In the USA, the group leaders had said: The Soviets may search your bags. Don’t bring in a Bible. Don’t bring in Time magazine. Don’t write addresses of Russian friends in a book that is easily read. The customs official only opened one of my two suitcases and looked quickly inside before closing it up. But one student, Barry Moskowitz, had all his clothes dumped in a heap for him to refold and squash back inside. I couldn’t believe what I was seeing. I wanted to help Barry repack, but we were kept moving in a line. No one dared speak above a whisper.

The driver of the yellow school bus waited for the American students outside the airport. Two by two we entered. It should be morning, my body told me, but I entered evening and when the bus began to move all I could see was highway and cement pavement.

I had come back to the land where my great-grandmother died, thrown off a boat into the Guilopyat River.  Her spirit, it seemed, was in the cracks of cement, in the wide streets and lights rising in the evening, in the thin branches of trees visible before we entered the highway. I wanted somehow to find her.

Darkness was falling on the outskirts of Moscow. I peered across the highway into the center of the city, where Cyrillic letters glittered across the tops of buildings, Power to the Revolution. As the bus ambled along, I saw a poster of a man in a dark suit, a torch raised high in his hand, a red hammer and a sickle behind him and the words, XXVI Congress of the Communist Party of the Soviet Union above his arm.

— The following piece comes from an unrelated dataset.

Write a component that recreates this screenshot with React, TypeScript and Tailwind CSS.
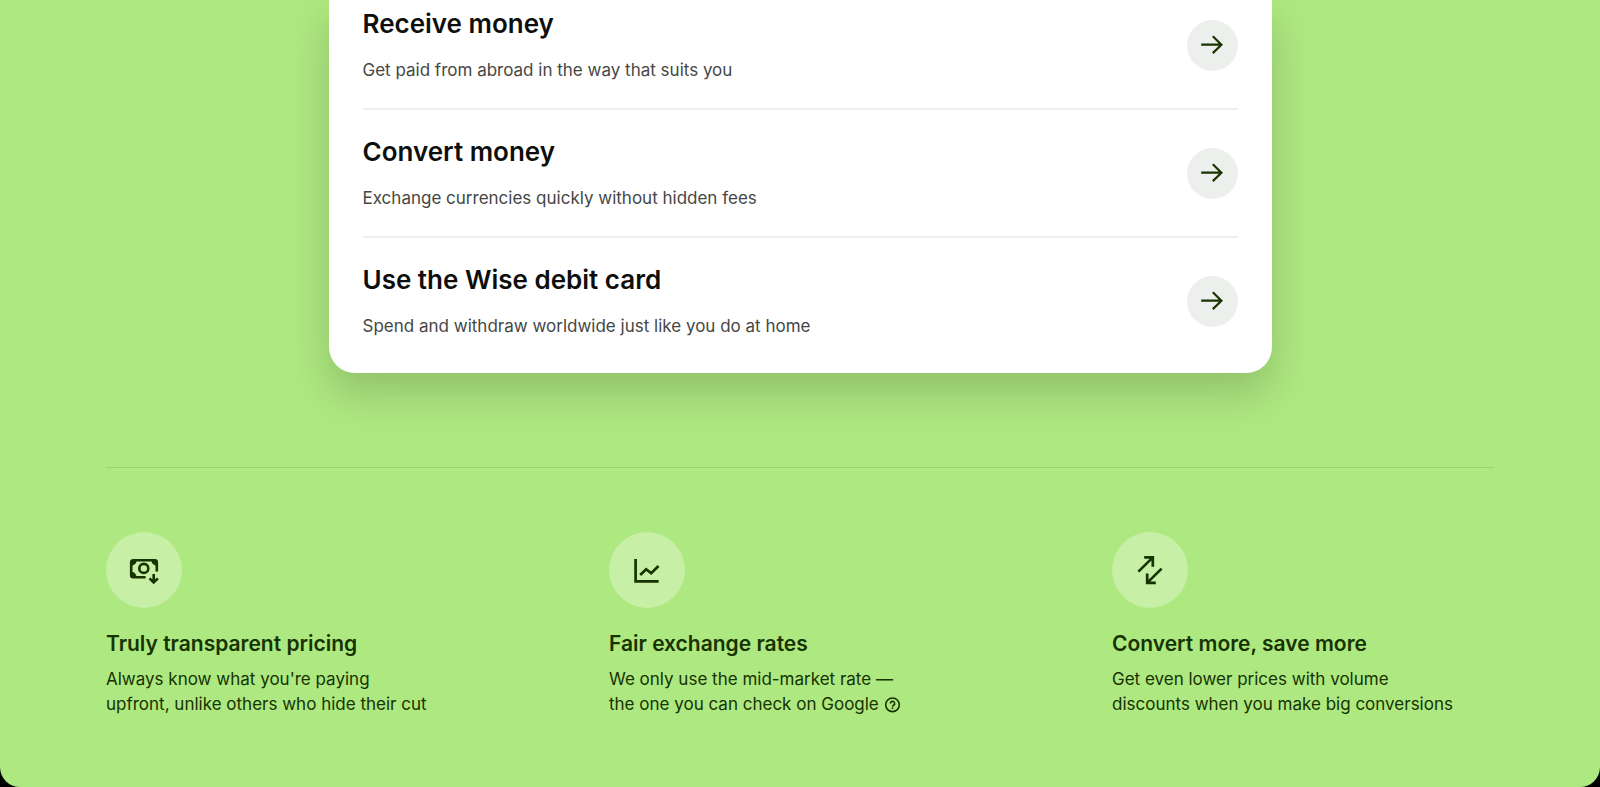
import type { ReactNode } from "react";

const actions = [
  {
    title: "Receive money",
    description: "Get paid from abroad in the way that suits you",
  },
  {
    title: "Convert money",
    description: "Exchange currencies quickly without hidden fees",
  },
  {
    title: "Use the Wise debit card",
    description: "Spend and withdraw worldwide just like you do at home",
  },
];

function ArrowIcon() {
  return (
    <svg width="24" height="24" viewBox="0 0 24 24" fill="none" stroke="currentColor" strokeWidth="2.2" aria-hidden="true">
      <path d="M1.2 11.7h20.4M12.8 3.3l8.6 8.4-8.6 8.4" />
    </svg>
  );
}

function MoneyIcon() {
  return (
    <svg width="32" height="32" viewBox="0 0 32 32" fill="none" stroke="currentColor" strokeWidth="2.6" aria-hidden="true">
      <path d="M17.6 23.3H5.2a2 2 0 0 1-2-2V8.2a2 2 0 0 1 2-2h21.6a2 2 0 0 1 2 2v9.2" />
      <path d="M4 11.4V7h4.4a4.4 4.4 0 0 1-4.4 4.4ZM28 11.4V7h-4.4a4.4 4.4 0 0 0 4.4 4.4ZM4 18.1v4.4h4.4a4.4 4.4 0 0 0-4.4-4.4Z" fill="currentColor" stroke="none" />
      <circle cx="15.8" cy="14.4" r="4.5" />
      <path d="M25.7 20v8.5M21.5 24.4l4.2 4.1 4.2-4.1" />
    </svg>
  );
}

function ChartIcon() {
  return (
    <svg width="32" height="32" viewBox="0 0 32 32" fill="none" stroke="currentColor" strokeWidth="2.7" aria-hidden="true">
      <path d="M4.6 5v22.4h23" />
      <path d="M9.2 21l6-5.8 5 4 7.3-7.2" />
    </svg>
  );
}

function ConvertIcon() {
  return (
    <svg width="32" height="32" viewBox="0 0 32 32" fill="none" stroke="currentColor" strokeWidth="2.7" aria-hidden="true">
      <path d="M4.4 17.6L18.6 3.6M10.2 3.4h8.6v9.4" />
      <path d="M27.6 14.6L13.4 28.6M21.8 28.8h-8.6v-9.4" />
    </svg>
  );
}

function HelpIcon() {
  return (
    <svg width="17" height="17" viewBox="0 0 16 16" fill="none" stroke="currentColor" strokeWidth="1.5" aria-hidden="true">
      <circle cx="8" cy="7.4" r="6.4" />
      <path d="M6 6.1a2 2 0 1 1 3 1.7c-.7.4-1 .7-1 1.3" />
      <path d="M8 9.8v1.5" />
    </svg>
  );
}

function ActionRow({ title, description }: { title: string; description: string }) {
  return (
    <li className="flex items-center justify-between border-b-2 border-[#eeeeee] py-[25px] first:pt-[7px] last:border-b-0 last:pb-[34px]">
      <div>
        <h2 className="text-[26px] leading-[34px] font-semibold text-[#0e0f0c]">{title}</h2>
        <p className="mt-4 text-[17px] leading-[26px] text-[#454745]">{description}</p>
      </div>
      <a
        href="#"
        aria-label={title}
        className="flex size-[51px] shrink-0 items-center justify-center rounded-full bg-[#edefec] text-[#163300]"
      >
        <ArrowIcon />
      </a>
    </li>
  );
}

interface FeatureProps {
  icon: ReactNode;
  title: string;
  children: ReactNode;
}

function Feature({ icon, title, children }: FeatureProps) {
  return (
    <div>
      <div className="flex size-[76px] items-center justify-center rounded-full bg-[#c8efa6]">{icon}</div>
      <h3 className="mt-[22px] text-[21px] leading-7 font-semibold">{title}</h3>
      <p className="mt-[9px] text-[17px] leading-[25px] whitespace-nowrap">{children}</p>
    </div>
  );
}

export default function App() {
  return (
    <div className="bg-black font-['Inter',sans-serif]">
      <main className="rounded-b-[20px] bg-[#aee880] px-[106px] pb-[70px] text-[#163300]">
        {/* Action card */}
        <ul className="mx-auto max-w-[943px] rounded-b-[26px] bg-white px-[34px] shadow-[0_20px_40px_rgba(0,0,0,0.17)]">
          {actions.map((action) => (
            <ActionRow key={action.title} {...action} />
          ))}
        </ul>

        {/* Features */}
        <section className="mt-[94px] grid grid-cols-3 gap-[121px] border-t border-[#9cd072] pt-16">
          <Feature icon={<MoneyIcon />} title="Truly transparent pricing">
            Always know what you're paying
            <br />
            upfront, unlike others who hide their cut
          </Feature>
          <Feature icon={<ChartIcon />} title="Fair exchange rates">
            We only use the mid-market rate —
            <br />
            the one you can check on Google{" "}
            <button type="button" aria-label="More about the mid-market rate" className="inline-flex align-text-bottom">
              <HelpIcon />
            </button>
          </Feature>
          <Feature icon={<ConvertIcon />} title="Convert more, save more">
            Get even lower prices with volume
            <br />
            discounts when you make big conversions
          </Feature>
        </section>
      </main>
    </div>
  );
}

Then another one of Brezhnev—his slicked-back hair emphasized his widow’s peak, his wide face, and glasses; the circular hammer and sickle with a star hung above him and printed below, Following Lenin’s Course. There were no advertisements anywhere, no rugged Marlboro man, no Let Your Fingers Do the Talking, no Light My Lady Cigarette, no Coca-Cola Pepsi feuds or Minute Rice. I was relieved to get a break from all the flashy slogans everywhere in the USA, and yet the city looked so stark and austere without them.

I glanced up at the Hotel Rossiya, a rectangular building; its name lit up in all that darkness.